Sketches of Scarlett's costumes for Gone With the Wind (Judith Bowden)
She's wearing clothing that is too open for what would be considered appropriate. It's all about following social rules and she is gently pushing the boundaries.
—Judith Bowden, costume designer
The sheer scope of it all is hard to fathom. Gone With the Wind features 20 actors, many of them playing multiple roles. The story spans several time periods in terms of clothing development.
Costume designer Judith Bowden reckons there are around 200 costumes in all and Scarlett herself has 17 costumes. When you think that some of the dresses require 14-16 meters of fabric (a dress today takes 3-4), we're talking a lot of material.
Bowden has been at it for well over a year. She keeps her sketches together in what she calls her bible. She says dealing with the vast time span is one of her biggest challenges. "It's unusual to have to change the underwear every time you have an act change because usually you've got one silhouette for a show."

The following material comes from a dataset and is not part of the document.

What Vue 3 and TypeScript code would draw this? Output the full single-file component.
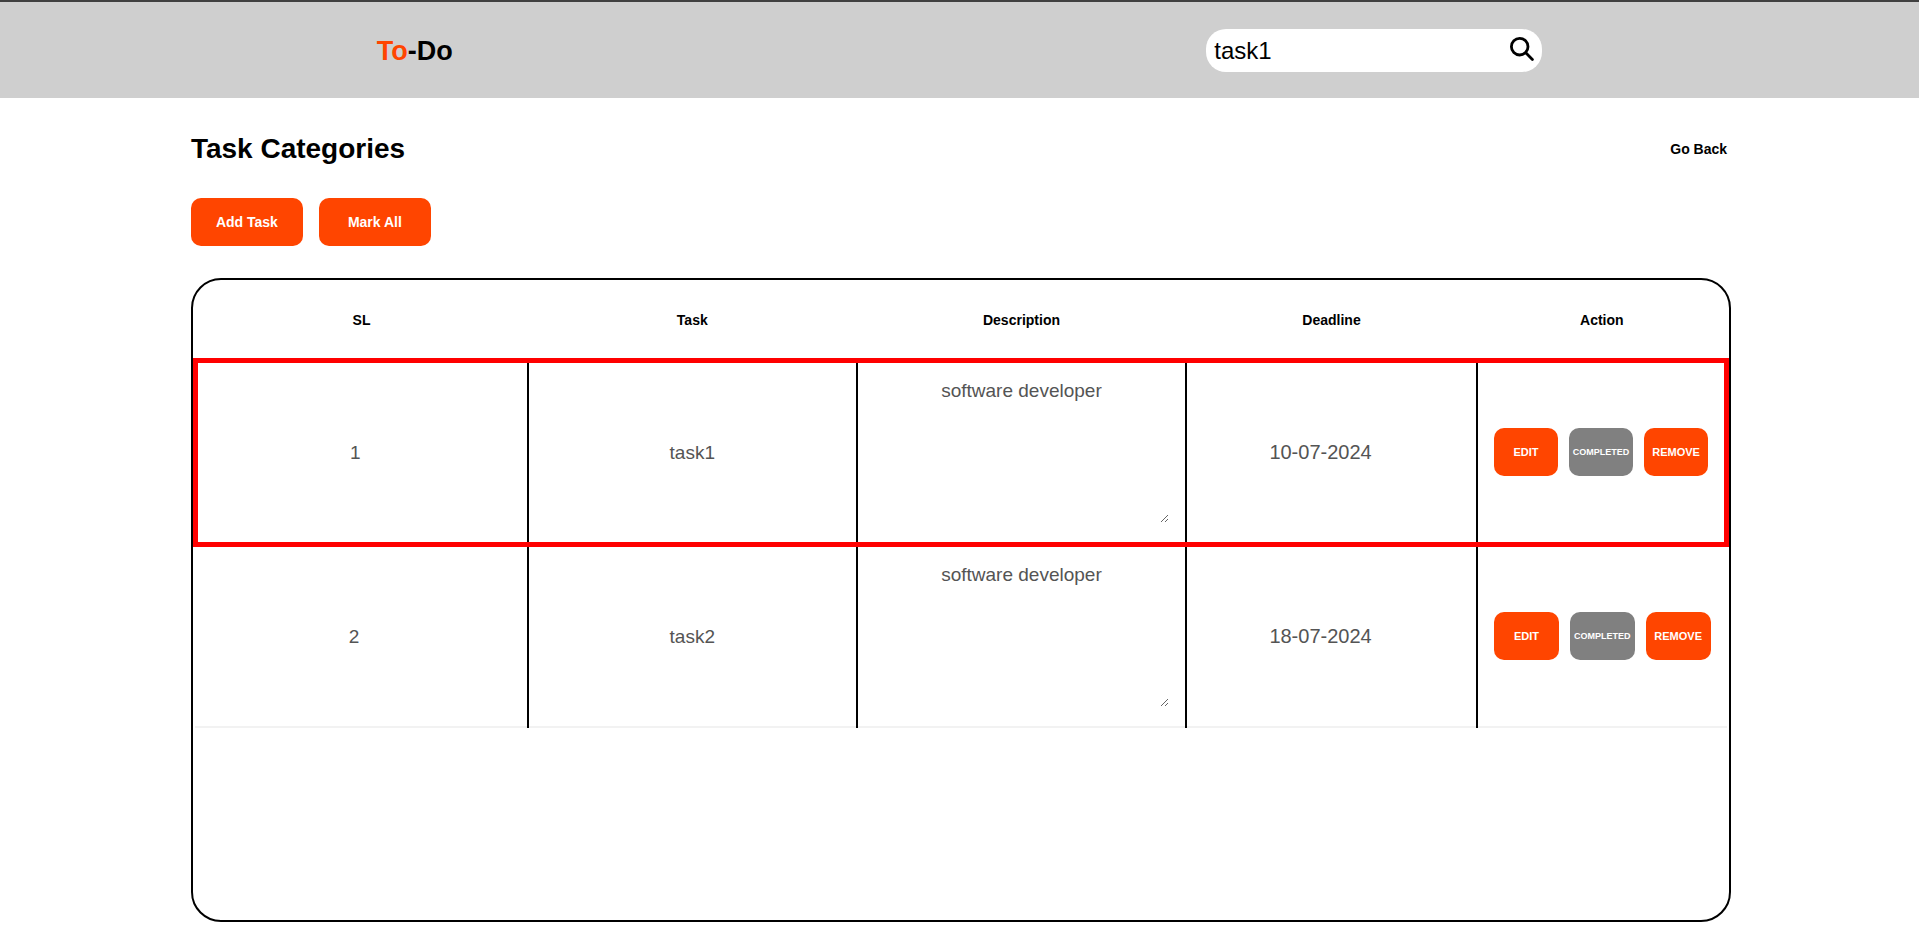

And then there was the extensive research. Fortunately, Bowden was working in Washington, D.C. and had access to the Smithsonian."If you're going to have to look at Civil War era clothing, that's the perfect place to be," she says. She also scouts auction house websites and has hundreds of pictures of real garments on her iPad. "I also have a horrendous stack of books that are specific to 15 years (around 1860 - 1875)."
The English-born Toronto resident, who actually got her first degree at the University of Manitoba, believes that costumes can really help tell the story. "That's the part that I'm interested in," she says. "How can I gently sculpt the look of a costume and change the colour scheme and help track the character development? So with Scarlett, we're going from soft, very gentle, extremely feminine almost transparent-like fabrics and then moving her into almost military fashions and then moving her back into a middle ground. There's a lot of thinking that goes into how I choose each of those colour schemes and how hard or soft the edges of the clothing are and what kind of geometry I'm creating with the clothing."